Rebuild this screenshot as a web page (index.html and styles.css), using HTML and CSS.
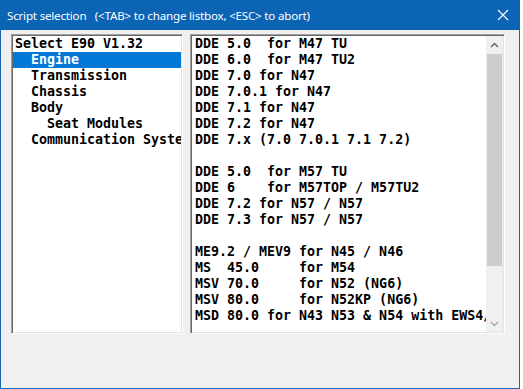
FILE: index.html
```html
<!DOCTYPE html>
<html>
<head>
<meta charset="utf-8">
<link rel="stylesheet" href="styles.css">
</head>
<body>
<div class="screen">
  <div class="window">
    <div class="titlebar">
      <span class="title">Script selection   (&lt;TAB&gt; to change listbox, &lt;ESC&gt; to abort)</span>
      <svg class="close" width="12" height="12" viewBox="0 0 12 12"><path d="M1 1 L11 11 M11 1 L1 11" stroke="#fff" stroke-width="1.1" fill="none"/></svg>
    </div>
    <div class="content">
      <div class="listbox left">
        <div class="items">
          <div class="row">Select E90 V1.32</div>
          <div class="row sel">  Engine</div>
          <div class="row">  Transmission</div>
          <div class="row">  Chassis</div>
          <div class="row">  Body</div>
          <div class="row">    Seat Modules</div>
          <div class="row">  Communication System</div>
        </div>
      </div>
      <div class="listbox right">
        <div class="items">
          <div class="row">DDE 5.0  for M47 TU</div>
          <div class="row">DDE 6.0  for M47 TU2</div>
          <div class="row">DDE 7.0 for N47</div>
          <div class="row">DDE 7.0.1 for N47</div>
          <div class="row">DDE 7.1 for N47</div>
          <div class="row">DDE 7.2 for N47</div>
          <div class="row">DDE 7.x (7.0 7.0.1 7.1 7.2)</div>
          <div class="row"> </div>
          <div class="row">DDE 5.0  for M57 TU</div>
          <div class="row">DDE 6    for M57TOP / M57TU2</div>
          <div class="row">DDE 7.2 for N57 / N57</div>
          <div class="row">DDE 7.3 for N57 / N57</div>
          <div class="row"> </div>
          <div class="row">ME9.2 / MEV9 for N45 / N46</div>
          <div class="row">MS  45.0     for M54</div>
          <div class="row">MSV 70.0     for N52 (NG6)</div>
          <div class="row">MSV 80.0     for N52KP (NG6)</div>
          <div class="row">MSD 80.0 for N43 N53 &amp; N54 with EWS4/EWS3</div>
        </div>
        <div class="scrollbar">
          <div class="arrow up"><svg width="9" height="6" viewBox="0 0 9 6"><path d="M1 5 L4.5 1.5 L8 5" stroke="#606060" stroke-width="1.3" fill="none"/></svg></div>
          <div class="track"><div class="thumb"></div></div>
          <div class="arrow down"><svg width="9" height="6" viewBox="0 0 9 6"><path d="M1 1 L4.5 4.5 L8 1" stroke="#a6a6a6" stroke-width="1.3" fill="none"/></svg></div>
        </div>
      </div>
    </div>
  </div>
  <div class="desk"></div>
</div>
</body>
</html>
```
FILE: styles.css
```css
html, body {
  margin: 0;
  padding: 0;
  background: #ffffff;
}
.screen {
  width: 523px;
  height: 389px;
  display: flex;
  overflow: hidden;
}
.window {
  width: 520px;
  height: 389px;
  box-sizing: border-box;
  border: 1px solid #1a66b3;
  border-top: none;
  background: #f0f0f0;
  display: flex;
  flex-direction: column;
  flex: none;
}
.desk {
  flex: 1;
  background: #ffffff;
}
.titlebar {
  height: 30px;
  flex: none;
  background: #0c64b5;
  display: flex;
  align-items: center;
  padding-left: 7px;
  padding-right: 10px;
  margin: 0 -1px;
}
.title {
  flex: 1;
  color: #ffffff;
  font-family: "Noto Sans", "Open Sans", sans-serif;
  font-size: 11.6px;
  letter-spacing: -0.2px;
  white-space: pre;
}
.close {
  flex: none;
  margin-right: 1px;
}
.content {
  display: flex;
  gap: 7px;
  padding: 4px 0 0 10px;
}
.listbox {
  height: 300px;
  box-sizing: border-box;
  background: #ffffff;
  border-style: solid;
  border-width: 1px;
  border-color: #a0a0a0 #ffffff #ffffff #a0a0a0;
  box-shadow: inset 1px 1px 0 #696969, inset -1px -1px 0 #e3e3e3;
  padding: 1px;
  display: flex;
  overflow: hidden;
}
.left {
  width: 172px;
}
.right {
  width: 315px;
}
.items {
  flex: 1;
  min-width: 0;
  overflow: hidden;
  font-family: "DejaVu Sans Mono", "Liberation Mono", monospace;
  font-weight: bold;
  font-size: 13.3px;
  color: #000000;
}
.row {
  height: 16px;
  line-height: 16px;
  white-space: pre;
  padding-left: 2px;
}
.right .row {
  padding-left: 3px;
}
.row.sel {
  background: #0078d7;
  color: #ffffff;
}
.scrollbar {
  width: 17px;
  flex: none;
  background: #f0f0f0;
  display: flex;
  flex-direction: column;
}
.arrow {
  height: 17px;
  display: flex;
  align-items: center;
  justify-content: center;
  flex: none;
}
.track {
  flex: 1;
  padding-top: 1px;
}
.thumb {
  height: 212px;
  margin: 0 1px;
  background: #cdcdcd;
}
```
┄┄┄┄┄┄┄┄┄┄┄┄┄┄┄┄┄┄┄┄
SHORT EXERCISE:
Make an exact copy of the data, leaving its pictures out.

SOLVED PROBLEM:
Rebuild this screenshot as a web page (index.html and styles.css), using HTML and CSS.
FILE: index.html
```html
<!DOCTYPE html>
<html>
<head>
<meta charset="utf-8">
<link rel="stylesheet" href="styles.css">
</head>
<body>
<div class="screen">
  <div class="window">
    <div class="titlebar">
      <span class="title">Script selection   (&lt;TAB&gt; to change listbox, &lt;ESC&gt; to abort)</span>
      <svg class="close" width="12" height="12" viewBox="0 0 12 12"><path d="M1 1 L11 11 M11 1 L1 11" stroke="#fff" stroke-width="1.1" fill="none"/></svg>
    </div>
    <div class="content">
      <div class="listbox left">
        <div class="items">
          <div class="row">Select E90 V1.32</div>
          <div class="row sel">  Engine</div>
          <div class="row">  Transmission</div>
          <div class="row">  Chassis</div>
          <div class="row">  Body</div>
          <div class="row">    Seat Modules</div>
          <div class="row">  Communication System</div>
        </div>
      </div>
      <div class="listbox right">
        <div class="items">
          <div class="row">DDE 5.0  for M47 TU</div>
          <div class="row">DDE 6.0  for M47 TU2</div>
          <div class="row">DDE 7.0 for N47</div>
          <div class="row">DDE 7.0.1 for N47</div>
          <div class="row">DDE 7.1 for N47</div>
          <div class="row">DDE 7.2 for N47</div>
          <div class="row">DDE 7.x (7.0 7.0.1 7.1 7.2)</div>
          <div class="row"> </div>
          <div class="row">DDE 5.0  for M57 TU</div>
          <div class="row">DDE 6    for M57TOP / M57TU2</div>
          <div class="row">DDE 7.2 for N57 / N57</div>
          <div class="row">DDE 7.3 for N57 / N57</div>
          <div class="row"> </div>
          <div class="row">ME9.2 / MEV9 for N45 / N46</div>
          <div class="row">MS  45.0     for M54</div>
          <div class="row">MSV 70.0     for N52 (NG6)</div>
          <div class="row">MSV 80.0     for N52KP (NG6)</div>
          <div class="row">MSD 80.0 for N43 N53 &amp; N54 with EWS4/EWS3</div>
        </div>
        <div class="scrollbar">
          <div class="arrow up"><svg width="9" height="6" viewBox="0 0 9 6"><path d="M1 5 L4.5 1.5 L8 5" stroke="#606060" stroke-width="1.3" fill="none"/></svg></div>
          <div class="track"><div class="thumb"></div></div>
          <div class="arrow down"><svg width="9" height="6" viewBox="0 0 9 6"><path d="M1 1 L4.5 4.5 L8 1" stroke="#a6a6a6" stroke-width="1.3" fill="none"/></svg></div>
        </div>
      </div>
    </div>
  </div>
  <div class="desk"></div>
</div>
</body>
</html>
```
FILE: styles.css
```css
html, body {
  margin: 0;
  padding: 0;
  background: #ffffff;
}
.screen {
  width: 523px;
  height: 389px;
  display: flex;
  overflow: hidden;
}
.window {
  width: 520px;
  height: 389px;
  box-sizing: border-box;
  border: 1px solid #1a66b3;
  border-top: none;
  background: #f0f0f0;
  display: flex;
  flex-direction: column;
  flex: none;
}
.desk {
  flex: 1;
  background: #ffffff;
}
.titlebar {
  height: 30px;
  flex: none;
  background: #0c64b5;
  display: flex;
  align-items: center;
  padding-left: 7px;
  padding-right: 10px;
  margin: 0 -1px;
}
.title {
  flex: 1;
  color: #ffffff;
  font-family: "Noto Sans", "Open Sans", sans-serif;
  font-size: 11.6px;
  letter-spacing: -0.2px;
  white-space: pre;
}
.close {
  flex: none;
  margin-right: 1px;
}
.content {
  display: flex;
  gap: 7px;
  padding: 4px 0 0 10px;
}
.listbox {
  height: 300px;
  box-sizing: border-box;
  background: #ffffff;
  border-style: solid;
  border-width: 1px;
  border-color: #a0a0a0 #ffffff #ffffff #a0a0a0;
  box-shadow: inset 1px 1px 0 #696969, inset -1px -1px 0 #e3e3e3;
  padding: 1px;
  display: flex;
  overflow: hidden;
}
.left {
  width: 172px;
}
.right {
  width: 315px;
}
.items {
  flex: 1;
  min-width: 0;
  overflow: hidden;
  font-family: "DejaVu Sans Mono", "Liberation Mono", monospace;
  font-weight: bold;
  font-size: 13.3px;
  color: #000000;
}
.row {
  height: 16px;
  line-height: 16px;
  white-space: pre;
  padding-left: 2px;
}
.right .row {
  padding-left: 3px;
}
.row.sel {
  background: #0078d7;
  color: #ffffff;
}
.scrollbar {
  width: 17px;
  flex: none;
  background: #f0f0f0;
  display: flex;
  flex-direction: column;
}
.arrow {
  height: 17px;
  display: flex;
  align-items: center;
  justify-content: center;
  flex: none;
}
.track {
  flex: 1;
  padding-top: 1px;
}
.thumb {
  height: 212px;
  margin: 0 1px;
  background: #cdcdcd;
}
```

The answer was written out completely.